I once thought I could implement this in the filenames. Each attribute could be unique and part of the filename.
mv portman.jpg portman.web.jpg
mv portman.web.jpg portman.samba.recipes.web.jpg
et cetera. i never did it. maybe cause its dumb. i there was something that can do what i want to do.
slashdot: where everyone yells sarcastic metaphors to themselves to understand the issue
oh, yes, tradition is definatly the most tried and tested excuse for doing something which makes no sense at all.
/eliminating/ clutter?
I use linux to avoid stupid things like "Desktop Folders". Isnt this article supposed to be about
As for those who modded my other post "Troll", you know you actually CAN re-compile everything by hand, and if you do this kind of thing because of tradition you really should just fucking die already, no troll about it.
-- 'The' Lord and Master Bitman On High, Master Of All
I once read an article about a guy who put his entire home directory in CVS. This strikes me as a possible solution to clutter. Need a directory to work on a bunch of test images? Create a new CVS module and stuff the files in that. I like the idea although I'm not good enough with CVS to pull something like that off. I'd like to try it someday though. Does anyone have any links to articles, HOWTOs, guides, etc on using CVS or RCS to keep files and directories organized?
I used to try to store everything in deep heiarchies with complex organizations, both electronic and paper files. After reading David Cole's 'Getting Things Done' I reorganized everything into a very flat structure. Everything goes into a folder with a descriptive title at the root level. This works suprisingly well, again in both the PC and the real world. I end up with lots of folders many of which have only 1 file or paper in them. But stuff is so easy to find. When finding a file/document I can usually go strait to t it. Even if I can't, I rarely have to look in more than two folders.

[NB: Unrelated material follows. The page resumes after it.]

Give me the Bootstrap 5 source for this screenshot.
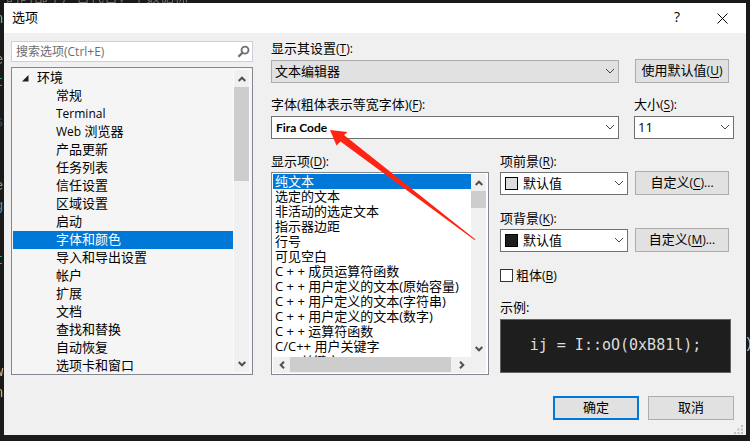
<!DOCTYPE html>
<html lang="zh-CN">
<head>
<meta charset="utf-8">
<meta name="viewport" content="width=device-width, initial-scale=1">
<title>选项</title>
<link href="https://cdn.jsdelivr.net/npm/bootstrap@5.3.0/dist/css/bootstrap.min.css" rel="stylesheet">
<style>
  :root { --ui: "Open Sans", "Noto Sans CJK SC", sans-serif; }
  body { background: #1a1a1a; font-family: var(--ui); font-size: 13px; line-height: 18px; color: #000; min-height: 100vh; overflow: hidden; }
  .latin { font-size: 12px; }
  .backdrop { font: 14px/18px "Liberation Mono", "Noto Sans CJK SC", monospace; color: #6e6e6e; overflow: hidden; }
  .backdrop span { position: absolute; left: -5px; white-space: nowrap; }
  .dialog { margin: 3px 4px 6px; background: #f0f0f0; }
  .titlebar { height: 30px; background: #fff; padding: 0 18px 2px 8px; }
  .titlebar h1 { font-size: 13px; line-height: 18px; margin: 0; font-weight: 400; }
  .titlebar button, .bar button { border: 0; background: transparent; padding: 0; line-height: 1; }
  .tools { gap: 37px; font-size: 14px; }
  .content-grid { display: grid; grid-template-columns: minmax(0, 242fr) minmax(0, 463fr); column-gap: 18px; padding: 8px 12px 0 7px; }
  .settings { margin-top: -2px; }
  .search { border: 1px solid #cccedb; background: #fff; height: 21px; padding: 0 2px 0 4px; }
  .search input { border: 0; background: transparent; padding: 0; outline: 0; font-size: 12px; line-height: 18px; color: #6d6d6d; }
  .search input::placeholder { color: #6d6d6d; opacity: 1; }
  .tree { border: 1px solid #828790; background: #f5f5f5; margin-top: 5px; height: 308px; padding: 1px 2px 1px 1px; }
  .tree ul, .items ul { min-width: 0; overflow: hidden; margin: 0; padding: 0; list-style: none; }
  .tree li { height: 18px; line-height: 16px; padding-left: 43px; white-space: nowrap; }
  .tree li.parent { padding-left: 9px; }
  .tree li.parent svg { margin-right: 8px; }
  .tree li.active, .items li.active { background: #0078d7; color: #fff; }
  .bar { width: 17px; background: #f0f0f0; border: 1px solid #fbfbfb; flex: none; }
  .bar button, .hbar button { width: 15px; height: 17px; display: grid; place-items: center; flex: none; }
  .thumb { background: #cdcdcd; }
  .tree .thumb { height: 94px; }
  .items .bar { border: 0; width: 15px; }
  .items .bar .thumb { height: 17px; }
  .field-label { display: block; margin: 0; height: 18px; }
  .field-label u, .push u { text-underline-offset: 2px; }
  .combo { position: relative; }
  .combo select { appearance: none; width: 100%; height: 23px; display: block; border: 1px solid #707070; border-radius: 0; background: #fff; padding: 0 20px 2px 3px; line-height: 18px; color: #000; font-size: 13px; }
  .combo.muted-combo select { border-color: #adadad; background: #e1e1e1; }
  .combo select.font-name { font: 700 12px/18px Lato, sans-serif; padding: 0 20px 0 4px; }
  .combo svg { position: absolute; right: 4px; top: 8px; pointer-events: none; }
  .combo.with-swatch select { padding-left: 22px; }
  .swatch { position: absolute; left: 5px; top: 5px; width: 13px; height: 13px; border: 1px solid #000; background: #dcdcdc; pointer-events: none; }
  .swatch.dark { background: #1e1e1e; }
  .push { border: 1px solid #adadad; border-radius: 0; background: #e1e1e1; height: 24px; padding: 0 0 2px; font-size: 13px; line-height: 18px; color: #000; white-space: nowrap; }
  .push:hover { border-color: #0078d7; background: #e5f1fb; }
  .push.primary-push { border: 2px solid #0078d7; }
  .top-row { display: grid; grid-template-columns: minmax(0, 348fr) minmax(0, 100fr); column-gap: 15px; align-items: end; }
  .top-row .field-label { margin-bottom: 3px; }
  .top-row.second { margin: 12px 0 13px; }
  .inset { margin: 0 5px 0 1px; }
  .lower { display: grid; grid-template-columns: minmax(0, 218fr) minmax(0, 234fr); column-gap: 11px; }
  .items { border: 1px solid #828790; background: #fff; height: 203px; padding: 1px 2px 1px 1px; margin-top: 2px; }
  .items li { height: 15px; line-height: 15px; padding-left: 2px; white-space: nowrap; }
  .viewport { height: 183px; }
  .hbar { height: 16px; background: #f0f0f0; }
  .hbar button { width: 17px; height: 15px; border: 0; background: none; padding: 0; }
  .hbar .thumb { height: 15px; flex: 163; }
  .hbar .rest { flex: 2; }
  .pointer-arrow { position: absolute; left: 59px; top: -22px; pointer-events: none; }
  .colour-row { display: grid; grid-template-columns: minmax(0, 128fr) minmax(0, 94fr); column-gap: 7px; margin: 0 5px 0 0; align-items: end; }
  .colour-row .field-label { margin-bottom: 2px; }
  .colour-row.next { margin-top: 14px; }
  .check { gap: 3px; margin-top: 14px; height: 18px; }
  .check input { appearance: none; width: 13px; height: 13px; border: 1px solid #333; background: #fff; margin: 0; }
  .check input:checked { background: #0078d7; }
  .sample-label { margin-top: 14px; }
  .preview { margin: 3px 3px 0 0; height: 54px; border: 1px solid #646464; background: #1e1e1e; color: #dcdcdc; font: 15px/20px "DejaVu Sans Mono", monospace; white-space: pre; overflow: hidden; padding-bottom: 2px; }
  .actions { display: grid; grid-template-columns: 1fr 1fr; column-gap: 9px; width: 24.4%; margin: 21px 12px 0 auto; }
  .grip { padding: 5px 3px 1px 0; line-height: 0; }
</style>
<script src="https://cdn.jsdelivr.net/npm/bootstrap@5.3.0/dist/js/bootstrap.bundle.min.js"></script>
</head>
<body>
<div class="backdrop position-fixed top-0 start-0 w-100 h-100" aria-hidden="true">
  <span style="left:6px;top:-11px">的时部个广告代告，个数据标</span>
  <span style="top:10px;color:#4ec98b">n</span>
  <span style="top:51px;color:#a58a6b">e</span>
  <span style="top:73px;color:#3fae7b">t</span>
  <span style="top:113px;color:#31506b">s</span>
  <span style="top:177px;color:#a58a6b">e</span>
  <span style="top:197px;color:#4f88b5">g</span>
  <span style="top:251px;color:#3fae7b">t</span>
  <span style="top:363px;color:#d9b48a">w</span>
  <span style="top:384px;color:#e3b04b">n</span>
  <span style="left:auto;right:-3px;top:335px;color:#a9c4df">)</span>
</div>
<main class="dialog position-relative" role="dialog" aria-labelledby="dialog-title">
  <header class="titlebar d-flex align-items-center justify-content-between">
    <h1 id="dialog-title">选项</h1>
    <div class="tools d-flex align-items-center">
      <button type="button" aria-label="帮助">?</button>
      <button type="button" aria-label="关闭"><svg width="11" height="11" viewBox="0 0 11 11" stroke="#000" fill="none"><path d="M.5.5l10 10M10.500.5l-10 10"/></svg></button>
    </div>
  </header>

  <div class="content-grid">
    <section>
      <div class="search d-flex align-items-center">
        <input class="flex-grow-1 w-100" type="search" aria-label="搜索选项" placeholder="搜索选项(Ctrl+E)">
        <svg width="14" height="14" viewBox="0 0 14 14" fill="none" stroke="#717171"><circle cx="8.500" cy="5" r="3.700" stroke-width="2"/><path d="M6 7.500L1.500 12" stroke-width="2.500"/></svg>
      </div>
      <div class="tree d-flex">
        <ul class="flex-grow-1" role="tree">
          <li class="parent" role="treeitem"><svg width="7" height="7" viewBox="0 0 7 7"><path d="M6.500 0v6.500H0z" fill="#1e1e1e"/></svg>环境</li>
          <li role="treeitem">常规</li>
          <li role="treeitem"><span class="latin">Terminal</span></li>
          <li role="treeitem"><span class="latin">Web</span> 浏览器</li>
          <li role="treeitem">产品更新</li>
          <li role="treeitem">任务列表</li>
          <li role="treeitem">信任设置</li>
          <li role="treeitem">区域设置</li>
          <li role="treeitem">启动</li>
          <li class="active" role="treeitem" aria-selected="true">字体和颜色</li>
          <li role="treeitem">导入和导出设置</li>
          <li role="treeitem">帐户</li>
          <li role="treeitem">扩展</li>
          <li role="treeitem">文档</li>
          <li role="treeitem">查找和替换</li>
          <li role="treeitem">自动恢复</li>
          <li role="treeitem">选项卡和窗口</li>
        </ul>
        <div class="bar d-flex flex-column">
          <button type="button" aria-label="向上滚动"><svg width="8" height="6" viewBox="0 0 8 6" fill="none" stroke="#505050" stroke-width="2"><path d="M.7 5L4 1.700 7.300 5"/></svg></button>
          <div class="thumb"></div>
          <button class="mt-auto" type="button" aria-label="向下滚动"><svg width="8" height="6" viewBox="0 0 8 6" fill="none" stroke="#505050" stroke-width="2"><path d="M.7 1L4 4.300 7.300 1"/></svg></button>
        </div>
      </div>
    </section>

    <section class="settings">
      <div class="top-row">
        <div>
          <label class="field-label" for="scope">显示其设置<span class="latin">(<u>T</u>):</span></label>
          <div class="combo muted-combo">
            <select id="scope"><option>文本编辑器</option></select>
            <svg width="10" height="7" viewBox="0 0 10 7" fill="none" stroke="#444"><path d="M1 1l4 4 4-4"/></svg>
          </div>
        </div>
        <button class="push inset" type="button">使用默认值<span class="latin">(<u>U</u>)</span></button>
      </div>
      <div class="top-row second">
        <div>
          <label class="field-label" for="font">字体(粗体表示等宽字体)<span class="latin">(<u>F</u>):</span></label>
          <div class="combo">
            <select id="font" class="font-name"><option>Fira Code</option></select>
            <svg width="10" height="7" viewBox="0 0 10 7" fill="none" stroke="#444"><path d="M1 1l4 4 4-4"/></svg>
          </div>
        </div>
        <div>
          <label class="field-label" for="size">大小<span class="latin">(<u>S</u>):</span></label>
          <div class="combo">
            <select id="size"><option>11</option></select>
            <svg width="10" height="7" viewBox="0 0 10 7" fill="none" stroke="#444"><path d="M1 1l4 4 4-4"/></svg>
          </div>
        </div>
      </div>

      <div class="lower">
        <div class="position-relative">
          <div class="field-label" id="items-label">显示项<span class="latin">(<u>D</u>):</span></div>
          <div class="items">
            <div class="viewport d-flex">
              <ul class="flex-grow-1" role="listbox" aria-labelledby="items-label">
                <li class="active" role="option" aria-selected="true">纯文本</li>
                <li role="option">选定的文本</li>
                <li role="option">非活动的选定文本</li>
                <li role="option">指示器边距</li>
                <li role="option">行号</li>
                <li role="option">可见空白</li>
                <li role="option">C + + 成员运算符函数</li>
                <li role="option">C + + 用户定义的文本(原始容量)</li>
                <li role="option">C + + 用户定义的文本(字符串)</li>
                <li role="option">C + + 用户定义的文本(数字)</li>
                <li role="option">C + + 运算符函数</li>
                <li role="option">C/C++ 用户关键字</li>
                <li role="option">CSS 关键字</li>
              </ul>
              <div class="bar d-flex flex-column">
                <button type="button" aria-label="向上滚动"><svg width="8" height="6" viewBox="0 0 8 6" fill="none" stroke="#505050" stroke-width="2"><path d="M.7 5L4 1.700 7.300 5"/></svg></button>
                <div class="thumb"></div>
                <button class="mt-auto" type="button" aria-label="向下滚动"><svg width="8" height="6" viewBox="0 0 8 6" fill="none" stroke="#505050" stroke-width="2"><path d="M.7 1L4 4.300 7.300 1"/></svg></button>
              </div>
            </div>
            <div class="hbar d-flex">
              <button type="button" aria-label="向左滚动"><svg width="6" height="8" viewBox="0 0 6 8" fill="none" stroke="#505050" stroke-width="2"><path d="M5 .7L1.700 4 5 7.300"/></svg></button>
              <div class="thumb"></div><div class="rest"></div>
              <button class="me-3" type="button" aria-label="向右滚动"><svg width="6" height="8" viewBox="0 0 6 8" fill="none" stroke="#505050" stroke-width="2"><path d="M1 .7L4.300 4 1 7.300"/></svg></button>
            </div>
          </div>
          <svg class="pointer-arrow" width="146" height="110" viewBox="0 0 146 110"><path d="M0 0L17.500 2 14 5 145.500 109.500 144.500 110 10.500 11.500 6.500 15.500z" fill="#fe2312"/></svg>
        </div>

        <div>
          <div class="colour-row">
            <div>
              <label class="field-label" for="fg">项前景<span class="latin">(<u>R</u>):</span></label>
              <div class="combo with-swatch">
                <select id="fg"><option>默认值</option></select>
                <span class="swatch"></span>
                <svg width="10" height="7" viewBox="0 0 10 7" fill="none" stroke="#444"><path d="M1 1l4 4 4-4"/></svg>
              </div>
            </div>
            <button class="push" type="button">自定义<span class="latin">(<u>C</u>)...</span></button>
          </div>
          <div class="colour-row next">
            <div>
              <label class="field-label" for="bg">项背景<span class="latin">(<u>K</u>):</span></label>
              <div class="combo with-swatch">
                <select id="bg"><option>默认值</option></select>
                <span class="swatch dark"></span>
                <svg width="10" height="7" viewBox="0 0 10 7" fill="none" stroke="#444"><path d="M1 1l4 4 4-4"/></svg>
              </div>
            </div>
            <button class="push" type="button">自定义<span class="latin">(<u>M</u>)...</span></button>
          </div>
          <div class="check d-flex align-items-center">
            <input type="checkbox" id="bold">
            <label for="bold" class="field-label">粗体<span class="latin">(<u>B</u>)</span></label>
          </div>
          <div class="sample-label">示例:</div>
          <div class="preview d-flex align-items-center justify-content-center">ij = I::oO(0xB81l);</div>
        </div>
      </div>
    </section>
  </div>

  <div class="actions">
    <button class="push primary-push" type="button">确定</button>
    <button class="push" type="button">取消</button>
  </div>
  <div class="grip text-end"><svg width="9" height="9" viewBox="0 0 9 9" fill="#bdbdbd"><path d="M7 0h2v2H7zM3.500 3.500h2v2h-2zM7 3.500h2v2H7zM0 7h2v2H0zM3.500 7h2v2h-2zM7 7h2v2H7z"/></svg></div>
</main>
</body>
</html>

Maintaining a complex heiarchy requires the user to keep a mental map of the heiarchy in mind to find stuff. Using a very flat system only requires the user to be able to use the alphabet. Using my complex heiarchy system used to make me feel organized and smart. Now my system is quite dumb but it works so much better.
Simple people talk of people, better people talk of events, great people talk of ideas.